Die Entscheidung der CNE war seit Monaten mit Spannung erwartet worden, da die spanische Regierung kurzerhand die Rechte der Regulierungsbehörde ausgeweitet hatte. E.ON hatte zuvor die Offerte des spanischen Versorgers Gas Natural für Endesa um sieben Milliarden Euro überboten. Die Regierung hatte sich für das Angebot von Gas Natural ausgesprochen, um einen großen heimischen Versorger zu schmieden. E.ON bietet knapp 27 Milliarden Euro für Endesa.
Die CNE verfügte, dass E.ON im Fall einer Übernahme bei Endesa eine Erzeugungskapazität von mehr als 7000 Megawatt abstoßen muss - das entspricht einer Leistung von fünf bis sechs Atomkraftwerken in Deutschland. E.ON soll unter anderem seine Beteiligung an dem Kernkraftwerk Asco I abgeben. Die Anlage ist das einzige Atomkraftwerk, das Endesa komplett gehört, die übrigen sind Gemeinschaftsunternehmen. Bei diesen soll sich Endesa aus dem Management zurückziehen. Zudem soll Endesa die Stromversorgung auf den Kanaren, den Balearen und den nordafrikanischen Exklaven Ceuta und Melilla abgeben.

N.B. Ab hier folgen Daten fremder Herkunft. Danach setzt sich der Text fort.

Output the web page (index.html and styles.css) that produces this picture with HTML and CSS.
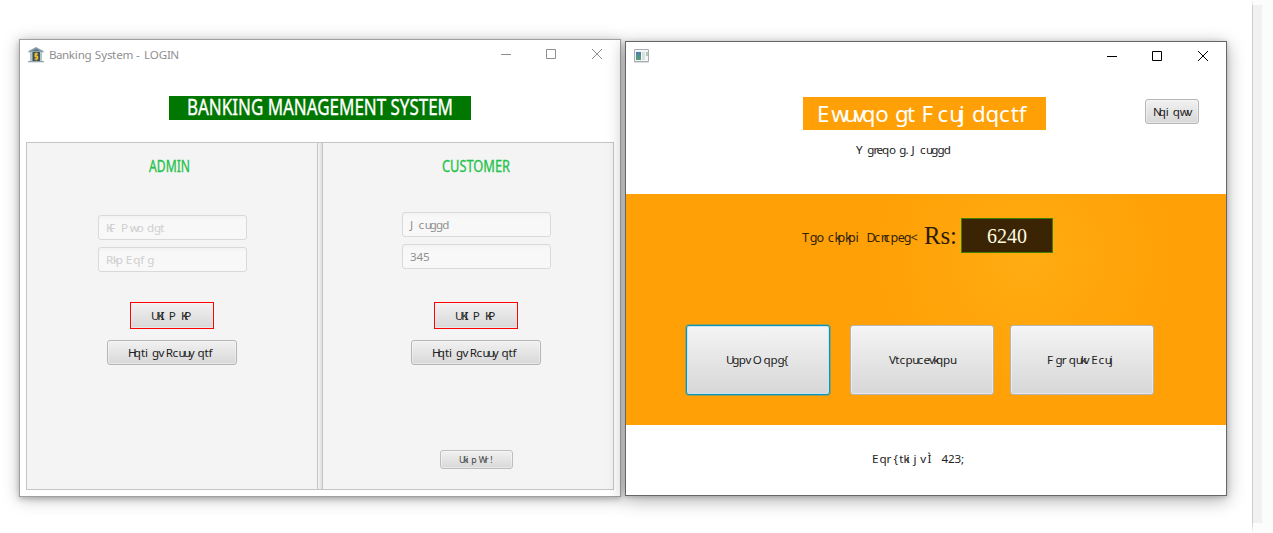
FILE: index.html
```html
<!DOCTYPE html>
<html lang="en">
<head>
<meta charset="utf-8">
<title>Banking System</title>
<link rel="stylesheet" href="styles.css">
</head>
<body>
<div class="page">
  <div class="stage">
    <section class="window login">
      <header class="titlebar">
        <svg class="app-icon" width="16" height="16" viewBox="0 0 16 16">
          <path d="M8 0 15.5 4v1.6H.5V4z" fill="#8ba0ab"/><path d="M4 4h8L8 1.8z" fill="#5d7480"/>
          <path d="M2 5.6h12v8.4H2z" fill="#b4c3ca"/><path d="M4.5 5h7.5v9H4.5z" fill="#3d4f58"/>
          <path d="M0 14h16v1.3H0z" fill="#93a5ae"/>
          <path d="M10 6.9H7.1v2.5h2.5v2.6H6.3M8.2 5.5v8" fill="none" stroke="#eec02c" stroke-width="1.2"/>
        </svg>
        <svg class="t title" data-metrics="Banking System - LOGIN"><text>Banking System - LOGIN</text></svg>
        <svg class="controls" width="104" height="12" viewBox="0 0 104 12"><path d="M0 5.5h10M45.5 .5h9v9h-9zM91 0l10 10M101 0L91 10"/></svg>
      </header>
      <div class="banner green"><svg width="266" height="24"><text x="0" y="19" textLength="266" lengthAdjust="spacingAndGlyphs">BANKING MANAGEMENT SYSTEM</text></svg></div>
      <div class="split">
        <div class="pane admin">
          <div class="head"><svg width="41" height="18"><text x="0" y="15" textLength="41" lengthAdjust="spacingAndGlyphs">ADMIN</text></svg></div>
          <div class="form">
            <div class="field hint"><svg class="t" data-metrics="ID Number"><text>KF P wo dgt</text></svg></div>
            <div class="field hint"><svg class="t" data-metrics="Pin Code"><text>Rkp Eqf g</text></svg></div>
            <div class="btn signin"><svg class="t" data-metrics="SIGN IN"><text>UKI P KP</text></svg></div>
            <div class="btn forgot"><svg class="t" data-metrics="Forget Password"><text>Hqti gv Rcuuy qtf</text></svg></div>
          </div>
        </div>
        <div class="divider"></div>
        <div class="pane customer">
          <div class="head"><svg width="68" height="18"><text x="0" y="15" textLength="68" lengthAdjust="spacingAndGlyphs">CUSTOMER</text></svg></div>
          <div class="form">
            <div class="field"><svg class="t" data-metrics="Haseeb"><text>J cuggd</text></svg></div>
            <div class="field"><svg class="t" data-metrics="123"><text>345</text></svg></div>
            <div class="btn signin"><svg class="t" data-metrics="SIGN IN"><text>UKI P KP</text></svg></div>
            <div class="btn forgot"><svg class="t" data-metrics="Forget Password"><text>Hqti gv Rcuuy qtf</text></svg></div>
            <div class="btn signup"><svg class="t" data-size="9" data-metrics="Sign Up!"><text>Uki p Wr !</text></svg></div>
          </div>
        </div>
      </div>
    </section>

    <section class="window dash">
      <header class="titlebar">
        <svg class="app-icon" width="16" height="14" viewBox="0 0 16 14">
          <path d="M.5.5h14v12H.5z" fill="#f3f5f6" stroke="#a7adb5"/><path d="M0 13.5h15" stroke="#ddd"/>
          <defs><linearGradient id="sky" x2="0" y2="1"><stop stop-color="#4a7cae"/><stop offset="1" stop-color="#55a573"/></linearGradient></defs>
          <path d="M2 3h5v8H2z" fill="url(#sky)"/><path d="M8 3h3v8H8z" fill="#dcdfe0"/><path d="M12 3h2v4h-2z" fill="#a5cfb8"/>
        </svg>
        <svg class="controls" width="104" height="12" viewBox="0 0 104 12"><path d="M0 5.5h10M45.5 .5h9v9h-9zM91 0l10 10M101 0L91 10"/></svg>
      </header>
      <div class="top">
        <div class="greeting">
          <div class="banner orange"><svg class="t" data-size="23" data-metrics="Customer Dashboard"><text>E wuvqo gt F cuj dqctf</text></svg></div>
          <svg class="t welcome" data-metrics="Welcome, Haseeb"><text>Y greqo g. J cuggd</text></svg>
        </div>
        <div class="btn logout"><svg class="t" data-metrics="Logout"><text>Nqi qwv</text></svg></div>
      </div>
      <div class="band">
        <div class="balance">
          <svg class="t" data-size="13" data-metrics="Remaining Balance:"><text>Tgo ckpkpi Dcncpeg&lt;</text></svg>
          <svg class="rs" width="33" height="30"><text x="0" y="23" textLength="33" lengthAdjust="spacingAndGlyphs">Rs:</text></svg>
          <div class="amount"><svg width="40" height="33"><text x="0" y="24" textLength="40" lengthAdjust="spacingAndGlyphs">6240</text></svg></div>
        </div>
        <div class="actions">
          <div class="btn big focused"><svg class="t" data-metrics="Sent Money"><text>Ugpv O qpg{</text></svg></div>
          <div class="btn big"><svg class="t" data-metrics="Transactions"><text>Vtcpucevkqpu</text></svg></div>
          <div class="btn big"><svg class="t" data-metrics="Deposit Cash"><text>F gr qukv E cuj</text></svg></div>
        </div>
      </div>
      <footer><svg class="t" data-metrics="Copyright © 2019"><text>Eqr {tki j v Ì 423;</text></svg></footer>
    </section>
  </div>
  <div class="edge"></div>
</div>
<script src="labels.js"></script>
</body>
</html>
```
FILE: styles.css
```css
* { box-sizing: border-box; }
body { margin: 0; background: #fff; font-family: "Noto Sans", "Open Sans", sans-serif; overflow: hidden; }
svg { display: block; flex: none; overflow: visible; }
text { white-space: pre; }
.page { display: flex; width: 1273px; height: 533px; }
.stage { display: flex; align-items: flex-start; gap: 4px; width: 1252px; padding: 39px 0 0 19px; }
.edge {
  width: 21px;
  background:
    linear-gradient(transparent, #ccc 8px, #ccc 522px, transparent) 0 0 / 1px 533px no-repeat,
    linear-gradient(#f1f1f1, #f1f1f1) 1px 5px / 9px 518px no-repeat #fcfcfc;
}

.window { display: flex; flex-direction: column; flex: none; width: 602px; background: #fff; }
.login { height: 458px; border: 1px solid #a0a0a0; box-shadow: 0 2px 15px rgba(0,0,0,.28), 0 2px 5px rgba(0,0,0,.2); }
.dash { height: 455px; margin-top: 2px; border: 1px solid #666; box-shadow: 0 4px 17px rgba(0,0,0,.33), 0 1px 5px rgba(0,0,0,.2); }
.titlebar { display: flex; align-items: flex-start; height: 30px; flex: none; padding: 7px 15px 0 8px; }
.titlebar .title { margin: 0 0 0 5px; fill: #8f8f8f; }
.controls { margin: 2px 0 0 auto; fill: none; stroke: #8f8f8f; }
.dash .controls { stroke: #000; }

.t { fill: #222; }
.banner { display: flex; justify-content: center; align-items: center; }
.green { width: 302px; height: 24px; margin: 26px 0 0 149px; background: #070; fill: #fff; stroke: #fff; stroke-width: .35px; font-size: 21px; }
.split { display: flex; height: 348px; margin: 22px 6px 0; border: 1px solid #c4c4c4; background: #f4f4f4; }
.pane { width: 290px; }
.divider { width: 6px; border: solid #c4c4c4; border-width: 0 1px; background: linear-gradient(90deg, #f4f4f4, #dedede); }
.head { display: flex; height: 20px; margin-top: 14px; fill: #1fc24a; stroke: #1fc24a; stroke-width: .3px; font-size: 15.5px; }
.admin .head { padding-left: 122px; }
.customer .head { padding-left: 119px; }
.form { display: flex; flex-direction: column; align-items: center; width: 148px; }
.admin .form { margin: 38px 0 0 71px; }
.customer .form { margin: 35px 0 0 79px; }
.field { display: flex; align-items: center; align-self: flex-start; flex: none; width: 149px; height: 25px; margin-bottom: 7px; padding-left: 7px; background: linear-gradient(#f3f3f3, #f8f8f8 5px); border: 1px solid #d9d9d9; border-radius: 3px; }
.field .t { fill: #919191; }
.hint .t { fill: #cfcfcf; }

.btn { display: flex; align-items: center; justify-content: center; flex: none; border: 1px solid #b5b5b5; border-radius: 3px; background: linear-gradient(#f1f1f1, #d8d8d8); box-shadow: inset 0 0 0 1px rgba(255,255,255,.4); }
.signin { width: 84px; height: 27px; margin-top: 23px; border-color: #f00; border-radius: 0; }
.customer .signin { margin-top: 26px; }
.forgot { width: 130px; height: 25px; margin-top: 11px; }
.signup { width: 73px; height: 19px; margin-top: 85px; border-color: #bebebe; }
.signup .t { fill: #444; }

.top { display: flex; height: 122px; flex: none; padding-left: 177px; }
.greeting { width: 243px; padding-top: 25px; }
.orange { height: 33px; background: #ffa006; }
.orange .t { fill: #fff; }
.welcome { margin: 12px 0 0 53px; }
.logout { width: 54px; height: 25px; margin: 27px 0 0 99px; }
.band { display: flex; flex-direction: column; height: 231px; flex: none; background: radial-gradient(circle at 400px 62px, #ffac12, #ffa006 150px); }
.balance { display: flex; align-items: center; height: 35px; margin: 24px 0 0 176px; }
.rs { margin: 0 4px 0 11px; font: 25px "Liberation Serif", serif; fill: #2a1b05; }
.balance .t { margin-top: 3px; fill: #332407; }
.amount { display: flex; justify-content: center; width: 92px; height: 35px; border: 1px solid #3e8000; background: #3b2403; fill: #fffbe0; font: 21px "Liberation Serif", serif; }
.actions { display: flex; margin: 72px 0 0 60px; }
.big { width: 144px; height: 70px; margin-right: 16px; background: linear-gradient(#f4f4f4, #d7d7d7); }
.focused { margin-right: 20px; border-color: #0a93b9; box-shadow: 0 0 0 1px rgba(3,158,211,.4), inset 0 0 0 1px #c9e4ee; }
footer { display: flex; padding: 26px 0 0 246px; }
```
FILE: labels.js
```js
// Advance widths of the interface face, in 1/2048 em
const ADV = {
  a:1042,b:1204,c:946,d:1206,e:1071,f:641,g:1206,h:1158,i:496,j:496,k:1018,l:496,m:1764,
  n:1159,o:1200,p:1204,q:1206,r:711,s:869,t:694,u:1159,v:981,w:1479,x:940,y:991,z:926,
  A:1321,B:1174,C:1268,D:1436,E:1036,F:999,G:1407,H:1454,I:545,J:731,K:1189,L:964,M:1839,
  N:1532,O:1544,P:1147,Q:1544,R:1225,S:1087,T:1073,U:1407,V:1272,W:1913,X:1206,Y:1132,Z:1168,
  ' ':561, ',':444, ':':444, '-':819, '!':582, '©':1821
};

// Each glyph sits at the pen position given by the label's metric string
document.querySelectorAll('svg.t').forEach(svg => {
  const size = +(svg.dataset.size || 12);
  const src = svg.dataset.metrics;
  const node = svg.querySelector('text');
  const xs = [];
  let pen = 0, i = 0;
  for (const ch of node.textContent) {
    xs.push(pen.toFixed(2));
    if (ch === ' ' && src[i] !== ' ') continue;
    pen += (ADV[src[i]] || 1104) / 2048 * size;
    i++;
  }
  while (i < src.length) pen += (ADV[src[i++]] || 1104) / 2048 * size;
  svg.setAttribute('width', pen.toFixed(2));
  svg.setAttribute('height', Math.round(size * 1.33));
  node.setAttribute('x', xs.join(' '));
  node.setAttribute('y', size > 20 ? 24 : Math.round(size * 0.98));
  node.setAttribute('font-size', size * 0.97);
});
```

Das letzte Wort in dem Fall hat sich die spanische Regierung vorbehalten. Die EU-Kommission hat aber bereits angekündigt, das Vorgehen von Spanien genau unter die Lupe nehmen zu wollen und das Land notfalls vor dem Europäischen Gerichtshof zu verklagen. Die Experten in Brüssel hatten die Übernahmepläne von E.ON bereits im April gebilligt und sehen in der Ausweitung der Kompetenz der Energiebehörde eine Gefahr für die Wettbewerbsfreiheit. EU-Wettbewerbskommissarin Neelie Kroes hat kürzlich bei einem Besuch des Bundeskartellamts deutliche Worte gegen die Abschottung von Unternehmen vor Übernahmen aus dem Ausland gefunden. Die Diskussion um E.ON und Endesa sei ein Beispiel für eine Debatte, die unter einem Etikett wie »nationale Champions« oder »ökonomischer Patriotismus« immer wieder aufflamme.